Cresce l’aspettativa di vita per le persone affette da questa patologia ma rimangono forti problematiche per il loro inserimento nel mondo del lavoro.
Non possono più studiare, ma solo in pochi lavorano, molti non hanno un centro o un corso da frequentare e così trascorrono ore e ore a casa, condannati a un’inattività che non è una scelta né una colpa, ma piuttosto una condanna. È la realtà di tanti, troppi, adulti con sindrome di Down. Un tempo se ne vedevano pochi, perché a causa di complicazioni sanitarie spesso associate a questa sindrome cromosomica, l’aspettativa di vita di queste persone era quasi sempre bassa. Ora la situazione è cambiata: se nel 1929 l’aspettativa era solo di nove anni, oggi in Italia e in Europa l’80% di queste persone raggiunge i 55 anni e il 10% arriva ai 70. Una buona notizia, certo, ma anche una grande sfida sociale, perché non si possono aggiungere anni alla vita senza aggiungere, al tempo stesso, vita agli anni. E su questo, c’è tanto da fare.

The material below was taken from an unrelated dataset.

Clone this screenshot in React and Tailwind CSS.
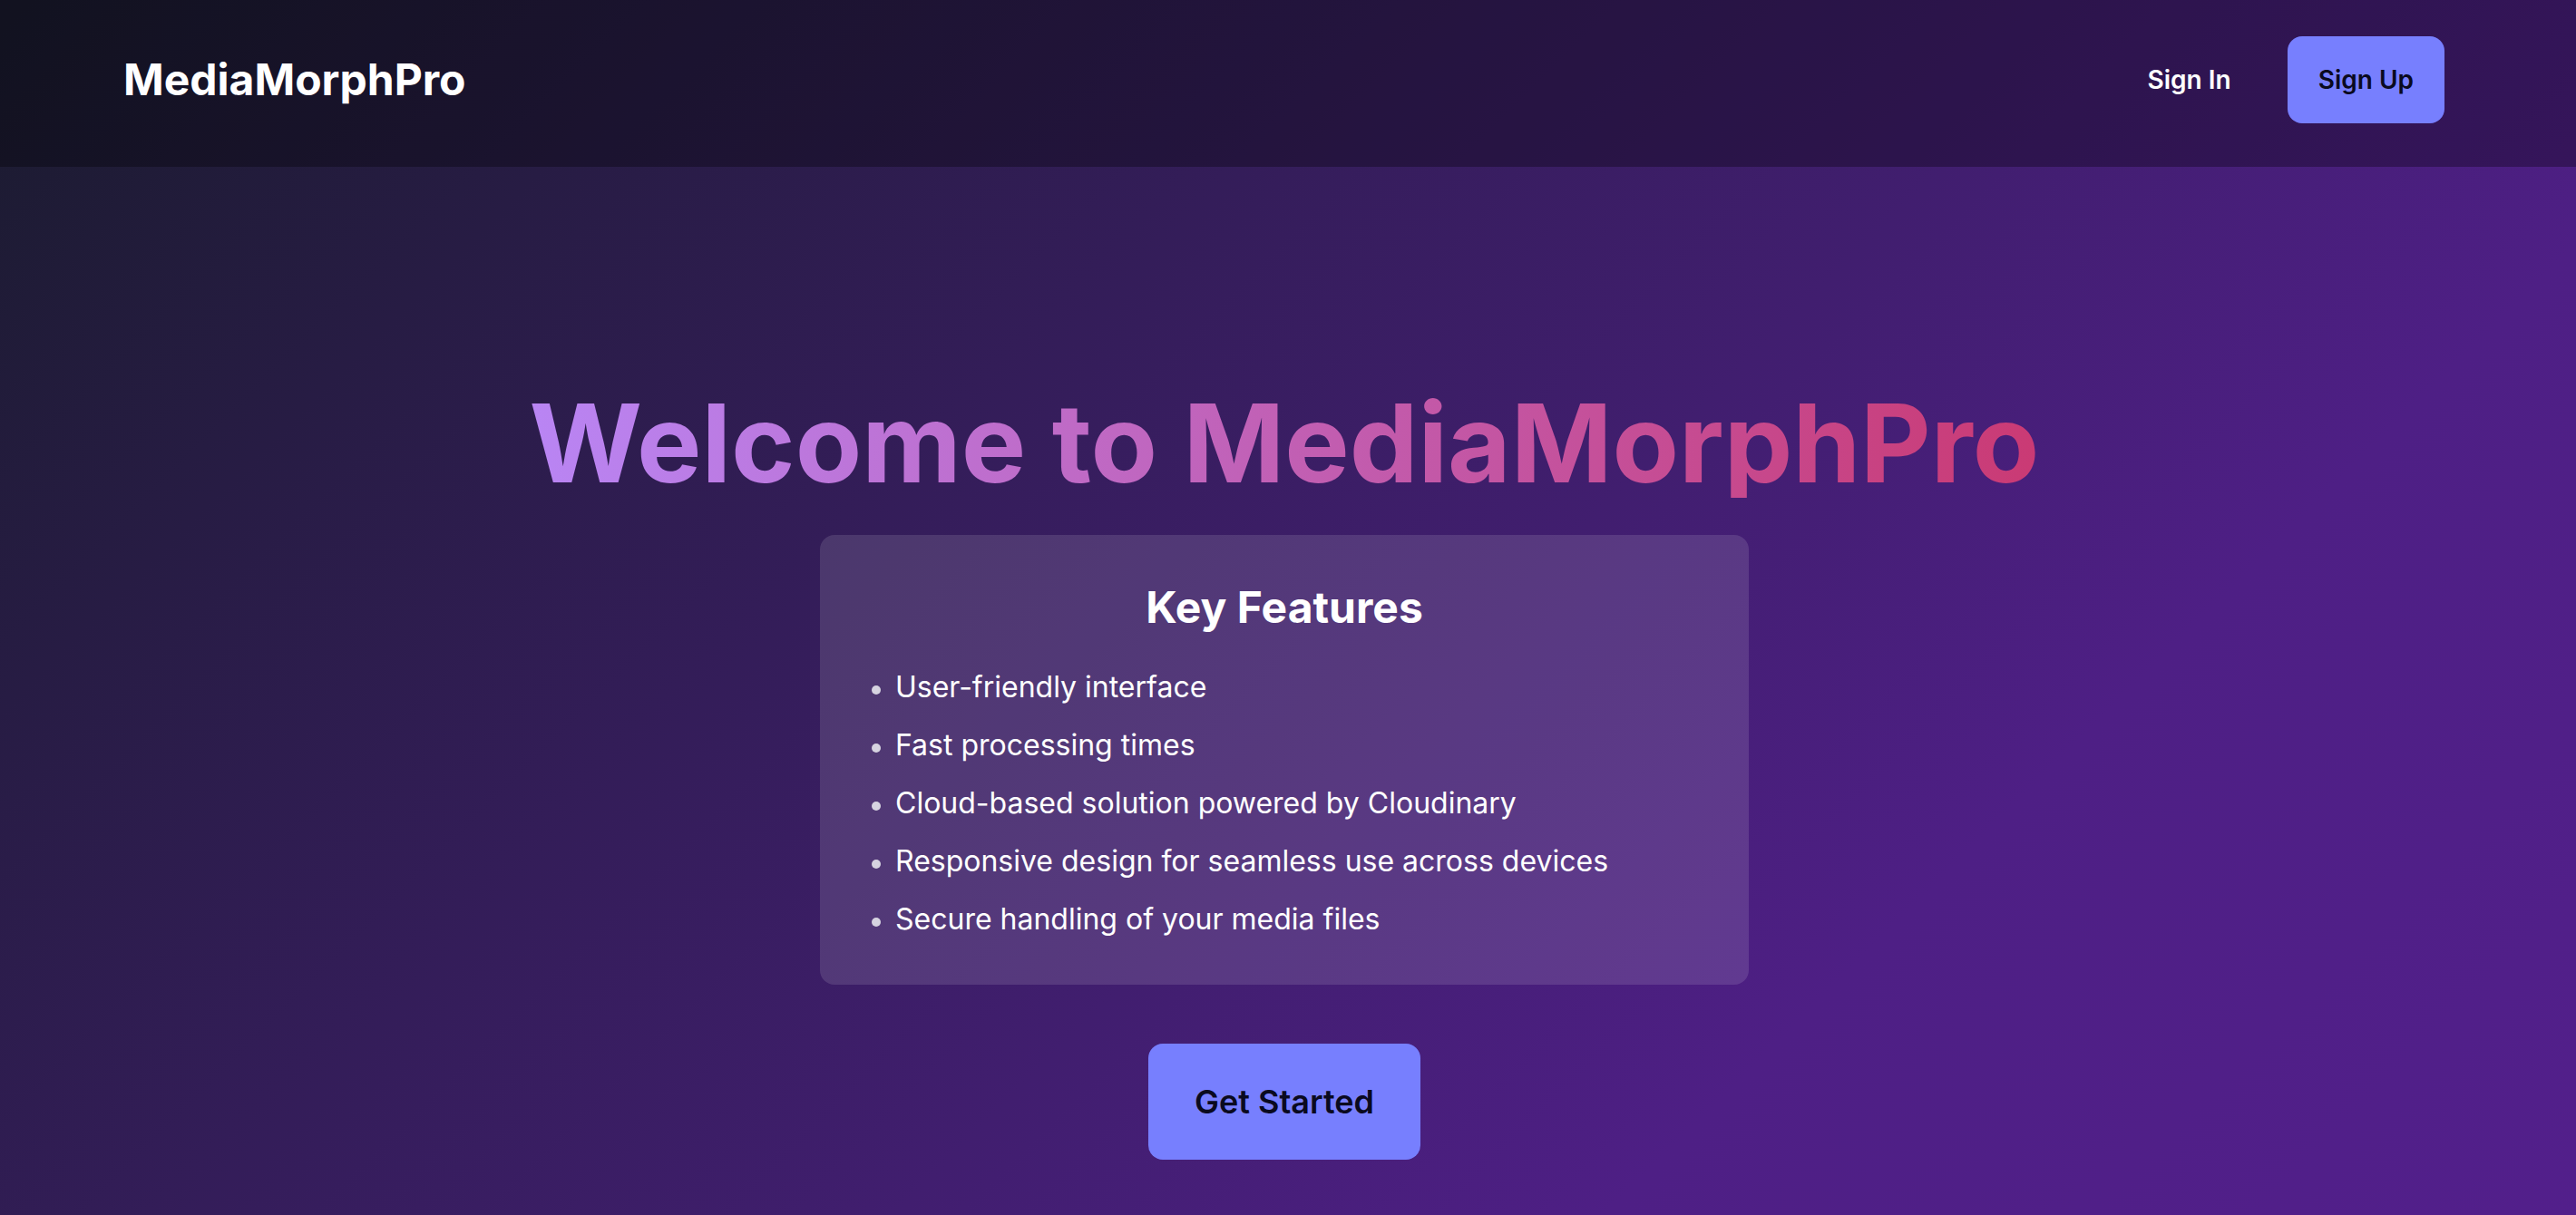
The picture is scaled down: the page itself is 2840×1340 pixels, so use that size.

Impegnata da oltre 40 anni proprio su questo fronte, c’è l’Associazione Italiana Persone Down, che in questi giorni ha celebrato la Giornata nazionale delle persone con sindrome di Down. «La formazione e l’inclusione lavorativa, così come la residenzialità, sono state sempre al centro del nostro impegno – ci spiega Patrizia Danesi, coordinatrice nazionale dell’associazione -. Già negli Anni ’80 costruimmo al nostro interno un gruppo di lavoro per parlare di residenzialità per la vita indipendente. Oggi, la maggior parte dei nostri progetti nazionali sono rivolti proprio a giovani e adulti, quindi finalizzati al riconoscimento del loro essere, appunto, ‘grandi’. Accanto ai nostri storici percorsi di educazione all’autonomia, portiamo avanti progetti che riguardano la residenzialità: vere e proprie case in cui gruppi di uomini e donne, tra cui coppie di fidanzati, imparano a vivere insieme, in autonomia, seppur con il supporto degli operatori. Ci sono le vacanze estive, in cui pure si impara a vivere insieme e a prendersi cura del proprio tempo e del proprio spazio, come pure del tempo e dello spazio condivisi con altri. Il progetto ‘Amore, amicizia, sesso. Parliamone adesso’ ha accompagnato tanti a vivere consapevolmente la propria affettività: all’interno dell’associazione, ci sono diverse coppie di fidanzati, alcune sono sposate già da anni, a dimostrazione del fatto che le persone con sindrome di Down possono e vogliono scegliere con chi vivere. Proprio come ciascuno di noi».
Ingrediente fondamentale di quest’autonomia è, naturalmente, il lavoro. Tasto dolente, visto che in base a una recente ricerca svolta proprio per AIPD dal Censis , solo il 13,3% del campione ha un contratto da dipendente o collaboratore: di questi, il 35% percepisce un compenso minimo. Tanti sono però oggi anche i lavoratori con sindrome di Down impiegati all’interno di aziende, non solo nel settore della ristorazione e dell’accoglienza, ma anche in grandi catene commerciali, grazie all’accompagnamento e al supporto di AIPD e di altre associazioni. «Si sta sempre più sviluppando la consapevolezza, anche tra i datori di lavoro, di quanto queste persone possano arricchire un’azienda, con la dedizione, la serietà e la grande capacità relazionale che portano con sé – riferisce ancora Danesi -. Certo, le difficoltà non mancano – aggiunge – e a un certo punto subentra la stanchezza, anche a causa delle problematiche fisiche associate, per cui sarebbe importante, per esempio, rivedere l’età pensionabile per le persone con sindrome di Down, così da favorirne il prepensionamento. Soprattutto, però, occorre fare in modo che sia colmato quel vuoto che spesso attende i ragazzi con sindrome di Down quando escono dal percorso scolastico: la ricerca del Censis ci ha rivelato che dopo i 44 anni, appena il 9% lavora, il 41,3% frequenta un centro diurno, mentre ben il 44,8% ‘non fa nulla’ e ‘sta a casa’. È un dato che ci preoccupa molto e ci stimola a sollecitare politiche e servizi».